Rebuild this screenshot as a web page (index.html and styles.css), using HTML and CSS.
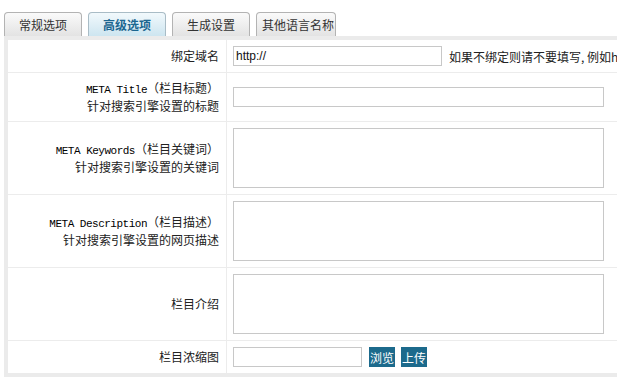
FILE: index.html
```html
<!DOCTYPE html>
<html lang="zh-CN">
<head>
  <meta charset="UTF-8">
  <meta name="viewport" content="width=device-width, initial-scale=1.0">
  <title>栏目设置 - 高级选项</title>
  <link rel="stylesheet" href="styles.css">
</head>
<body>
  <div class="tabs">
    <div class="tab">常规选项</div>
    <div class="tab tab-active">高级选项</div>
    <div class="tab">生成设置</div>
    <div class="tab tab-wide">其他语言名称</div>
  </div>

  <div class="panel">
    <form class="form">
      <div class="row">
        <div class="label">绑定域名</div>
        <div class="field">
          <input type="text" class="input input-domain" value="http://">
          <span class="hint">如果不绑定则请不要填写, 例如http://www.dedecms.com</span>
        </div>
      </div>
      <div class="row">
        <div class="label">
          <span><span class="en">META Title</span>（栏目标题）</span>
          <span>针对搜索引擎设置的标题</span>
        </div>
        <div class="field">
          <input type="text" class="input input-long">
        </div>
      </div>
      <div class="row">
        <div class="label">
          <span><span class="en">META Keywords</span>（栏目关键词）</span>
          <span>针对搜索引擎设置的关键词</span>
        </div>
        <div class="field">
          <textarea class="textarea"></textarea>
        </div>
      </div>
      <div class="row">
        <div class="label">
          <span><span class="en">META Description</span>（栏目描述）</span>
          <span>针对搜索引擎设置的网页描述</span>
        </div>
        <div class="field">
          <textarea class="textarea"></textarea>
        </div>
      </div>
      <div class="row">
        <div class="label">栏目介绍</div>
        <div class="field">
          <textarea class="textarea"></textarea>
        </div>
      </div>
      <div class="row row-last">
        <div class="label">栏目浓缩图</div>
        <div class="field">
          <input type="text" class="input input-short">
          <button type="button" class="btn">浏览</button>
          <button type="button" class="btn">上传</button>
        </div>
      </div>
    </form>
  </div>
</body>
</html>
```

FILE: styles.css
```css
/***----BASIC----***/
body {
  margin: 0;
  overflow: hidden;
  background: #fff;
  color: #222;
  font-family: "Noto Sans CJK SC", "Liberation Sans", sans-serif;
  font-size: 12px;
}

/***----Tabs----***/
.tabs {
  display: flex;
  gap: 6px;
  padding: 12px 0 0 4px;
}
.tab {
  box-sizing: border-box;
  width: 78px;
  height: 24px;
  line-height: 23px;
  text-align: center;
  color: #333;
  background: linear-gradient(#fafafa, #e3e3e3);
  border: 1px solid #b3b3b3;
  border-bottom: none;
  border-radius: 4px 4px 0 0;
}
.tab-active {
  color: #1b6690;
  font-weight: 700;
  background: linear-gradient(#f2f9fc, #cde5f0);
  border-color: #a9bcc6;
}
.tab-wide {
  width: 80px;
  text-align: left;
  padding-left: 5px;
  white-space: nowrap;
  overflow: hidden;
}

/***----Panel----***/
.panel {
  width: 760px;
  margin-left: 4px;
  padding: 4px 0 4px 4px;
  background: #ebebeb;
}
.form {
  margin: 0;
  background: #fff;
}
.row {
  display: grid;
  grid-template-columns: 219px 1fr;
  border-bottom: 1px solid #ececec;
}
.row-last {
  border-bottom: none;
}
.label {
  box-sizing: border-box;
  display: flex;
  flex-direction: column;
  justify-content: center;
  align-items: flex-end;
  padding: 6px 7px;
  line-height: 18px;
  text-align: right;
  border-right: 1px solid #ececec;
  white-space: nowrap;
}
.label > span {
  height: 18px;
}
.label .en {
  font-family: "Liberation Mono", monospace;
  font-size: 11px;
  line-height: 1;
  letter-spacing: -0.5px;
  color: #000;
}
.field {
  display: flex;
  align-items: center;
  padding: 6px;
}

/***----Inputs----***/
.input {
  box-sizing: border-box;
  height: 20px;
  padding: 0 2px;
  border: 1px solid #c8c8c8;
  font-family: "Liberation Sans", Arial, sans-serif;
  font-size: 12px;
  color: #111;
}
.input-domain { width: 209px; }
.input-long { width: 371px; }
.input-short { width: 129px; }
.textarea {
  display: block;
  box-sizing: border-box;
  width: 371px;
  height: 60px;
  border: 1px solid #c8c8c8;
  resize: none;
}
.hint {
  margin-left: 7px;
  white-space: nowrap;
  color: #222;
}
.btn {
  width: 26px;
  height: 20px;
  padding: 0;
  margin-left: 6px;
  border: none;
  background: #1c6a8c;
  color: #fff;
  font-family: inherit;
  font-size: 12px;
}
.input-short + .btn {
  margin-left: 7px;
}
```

_____

*Exercise objective*
The listing above needs to be output again exactly. Don't include the pictures.

*Full answer*
Rebuild this screenshot as a web page (index.html and styles.css), using HTML and CSS.
FILE: index.html
```html
<!DOCTYPE html>
<html lang="zh-CN">
<head>
  <meta charset="UTF-8">
  <meta name="viewport" content="width=device-width, initial-scale=1.0">
  <title>栏目设置 - 高级选项</title>
  <link rel="stylesheet" href="styles.css">
</head>
<body>
  <div class="tabs">
    <div class="tab">常规选项</div>
    <div class="tab tab-active">高级选项</div>
    <div class="tab">生成设置</div>
    <div class="tab tab-wide">其他语言名称</div>
  </div>

  <div class="panel">
    <form class="form">
      <div class="row">
        <div class="label">绑定域名</div>
        <div class="field">
          <input type="text" class="input input-domain" value="http://">
          <span class="hint">如果不绑定则请不要填写, 例如http://www.dedecms.com</span>
        </div>
      </div>
      <div class="row">
        <div class="label">
          <span><span class="en">META Title</span>（栏目标题）</span>
          <span>针对搜索引擎设置的标题</span>
        </div>
        <div class="field">
          <input type="text" class="input input-long">
        </div>
      </div>
      <div class="row">
        <div class="label">
          <span><span class="en">META Keywords</span>（栏目关键词）</span>
          <span>针对搜索引擎设置的关键词</span>
        </div>
        <div class="field">
          <textarea class="textarea"></textarea>
        </div>
      </div>
      <div class="row">
        <div class="label">
          <span><span class="en">META Description</span>（栏目描述）</span>
          <span>针对搜索引擎设置的网页描述</span>
        </div>
        <div class="field">
          <textarea class="textarea"></textarea>
        </div>
      </div>
      <div class="row">
        <div class="label">栏目介绍</div>
        <div class="field">
          <textarea class="textarea"></textarea>
        </div>
      </div>
      <div class="row row-last">
        <div class="label">栏目浓缩图</div>
        <div class="field">
          <input type="text" class="input input-short">
          <button type="button" class="btn">浏览</button>
          <button type="button" class="btn">上传</button>
        </div>
      </div>
    </form>
  </div>
</body>
</html>
```

FILE: styles.css
```css
/***----BASIC----***/
body {
  margin: 0;
  overflow: hidden;
  background: #fff;
  color: #222;
  font-family: "Noto Sans CJK SC", "Liberation Sans", sans-serif;
  font-size: 12px;
}

/***----Tabs----***/
.tabs {
  display: flex;
  gap: 6px;
  padding: 12px 0 0 4px;
}
.tab {
  box-sizing: border-box;
  width: 78px;
  height: 24px;
  line-height: 23px;
  text-align: center;
  color: #333;
  background: linear-gradient(#fafafa, #e3e3e3);
  border: 1px solid #b3b3b3;
  border-bottom: none;
  border-radius: 4px 4px 0 0;
}
.tab-active {
  color: #1b6690;
  font-weight: 700;
  background: linear-gradient(#f2f9fc, #cde5f0);
  border-color: #a9bcc6;
}
.tab-wide {
  width: 80px;
  text-align: left;
  padding-left: 5px;
  white-space: nowrap;
  overflow: hidden;
}

/***----Panel----***/
.panel {
  width: 760px;
  margin-left: 4px;
  padding: 4px 0 4px 4px;
  background: #ebebeb;
}
.form {
  margin: 0;
  background: #fff;
}
.row {
  display: grid;
  grid-template-columns: 219px 1fr;
  border-bottom: 1px solid #ececec;
}
.row-last {
  border-bottom: none;
}
.label {
  box-sizing: border-box;
  display: flex;
  flex-direction: column;
  justify-content: center;
  align-items: flex-end;
  padding: 6px 7px;
  line-height: 18px;
  text-align: right;
  border-right: 1px solid #ececec;
  white-space: nowrap;
}
.label > span {
  height: 18px;
}
.label .en {
  font-family: "Liberation Mono", monospace;
  font-size: 11px;
  line-height: 1;
  letter-spacing: -0.5px;
  color: #000;
}
.field {
  display: flex;
  align-items: center;
  padding: 6px;
}

/***----Inputs----***/
.input {
  box-sizing: border-box;
  height: 20px;
  padding: 0 2px;
  border: 1px solid #c8c8c8;
  font-family: "Liberation Sans", Arial, sans-serif;
  font-size: 12px;
  color: #111;
}
.input-domain { width: 209px; }
.input-long { width: 371px; }
.input-short { width: 129px; }
.textarea {
  display: block;
  box-sizing: border-box;
  width: 371px;
  height: 60px;
  border: 1px solid #c8c8c8;
  resize: none;
}
.hint {
  margin-left: 7px;
  white-space: nowrap;
  color: #222;
}
.btn {
  width: 26px;
  height: 20px;
  padding: 0;
  margin-left: 6px;
  border: none;
  background: #1c6a8c;
  color: #fff;
  font-family: inherit;
  font-size: 12px;
}
.input-short + .btn {
  margin-left: 7px;
}
```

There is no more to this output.